Kardeş Projesi adıyla zorunlu olarak uygulamaya koydukları işkencede, her Doğu Türkistanlı bir ailenin evine, 15 gün kalmak şartıyla polis ya da asker olan sivil insanlar gönderiyorlar. Her aile bunlarla kalmak zorunda bırakılıyor. Edep ve ahlaktan, hayadan uzak insanlar, ailelerimiz içerisinde tüm ahlaksızlıklara tevessül ediyor. İtiraz eden terörist olarak ilan edilip yargılanıyor, toplama kampına ya da hapishaneye gönderiliyor.

Resmi kaynaklar 1,5 milyon civarında insanımızın toplama kaynaklarında olduğunu gösteriyor. Sistematik olarak toplama kaplarında beyin yıkamaya tabi tutulan halkımız, ateizme zorlanıyorlar ve her türlü bedensel işkencelere maruz kalıyorlar.

Çocuk hapishanesi var, Doğu Türkistan'ın her şehrinde yetimhane ismi verilen yerlerde aileleri toplama kampında olan çocuklar toplanıp ateizm ve Çin kültürü öğreniyorlar. Kendi inancını öğrenmesi tamamen yasak. Toplu bir asimilasyon için her türlü çalışma yapılıyor. Hiç bir ahlak ve değer tanımaksızın, sistematik olarak bir toplumu yok edip benliğini çökertmek üzere politikaları var.

2007'den bu yana düzenli olarak köyler ve ilçelerden 18-22 yaş arası genç kızlarımızı, Çin bölgelerine çalıştırılmak üzere gönderiliyor, zorla Çinliler'le evlendiriyorlar.
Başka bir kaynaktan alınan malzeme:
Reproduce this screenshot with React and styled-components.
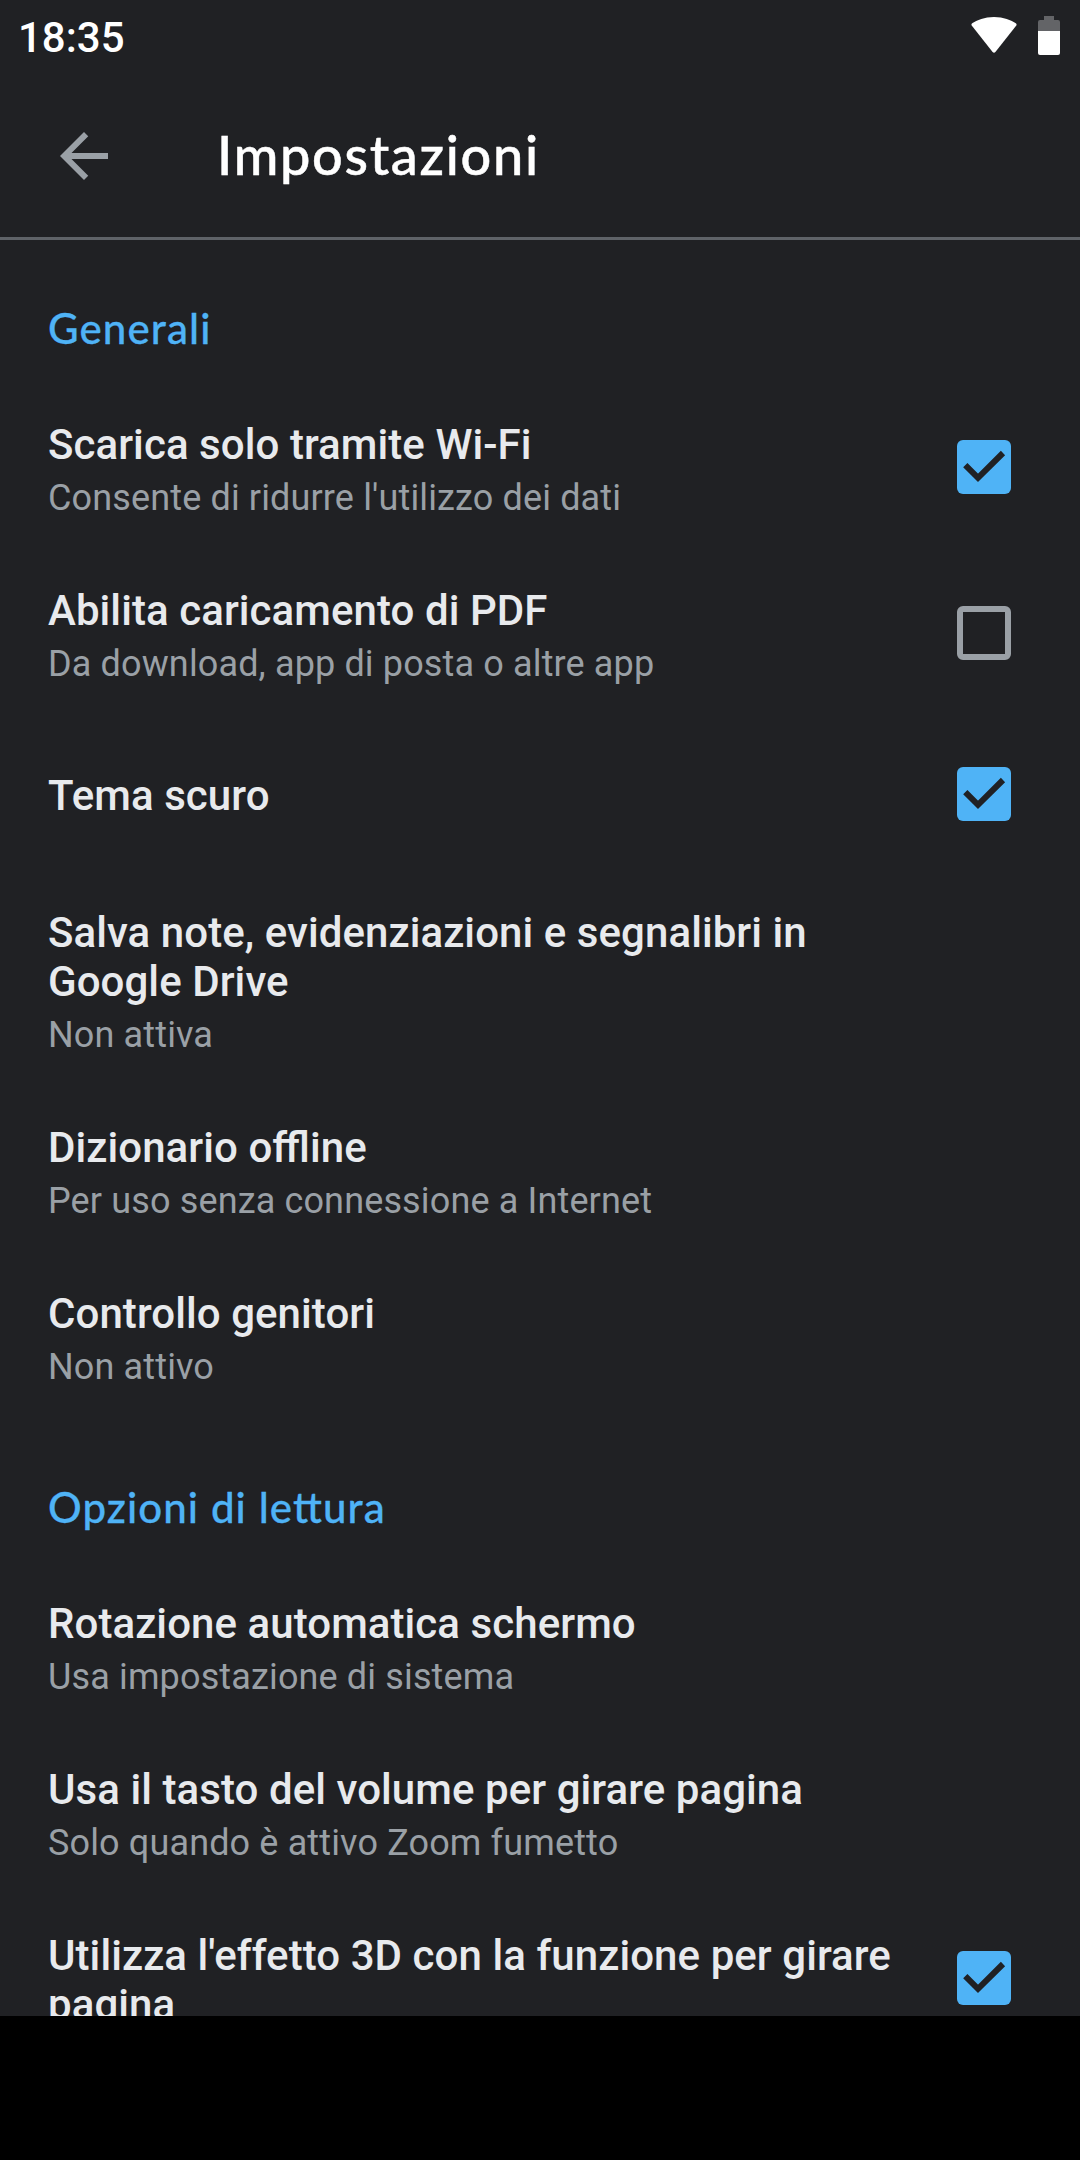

Dünya kamuoyundan tepki geldiği zaman, özellikle ekonomik çıkarları söz konusu olunca oradaki zulüm azalacak. Sözel tepkide kalmayıp, bunu ekonomik tepkiye dönüştürmemiz gerekiyor. Türkiye'den beklentimiz bir ses çıkarmasıydı, son aylarda bakanlar düzeyinde bir açıklama yapıldı. Bu durum hemen etkisini gösteriyor. STK'lar bazında çok güzel çalışmalar yapılıyor. En büyük desteği İHH veriyor. Türkiye Cumhuriyeti bir tutum sergiledi Çin'e karşı. Beklentimiz devlet tarafından onun devamıdır. Bu tepkilerin kalıcı olan bir devlet politikası haline dönüştürülmesi bizim arzumuzdur. Türkiye Doğu Türkistan tarafından en çok sevilen ve umut bağlanan ülkedir."

Öte yandan ziyarette hazır bulunan İHH Çorum Temsilcisi Selim Özkabakçı, Doğu Türkistan başta olmak üzere, dünyanın bazı bölgelerinde zulüm gören insanlara İHH tarafından yapılan yardımların, oradaki insanların güvenliği açısından gizli yapıldığını, bunun kamuoyu ile açık olarak paylaşılamıyor olmasının tek nedeninin, Doğu Türkistan, ya da Myammar'daki mazlum insanların zalimlere karşı teşhir edilmeme gerekçesi olduğunu dile getirdi.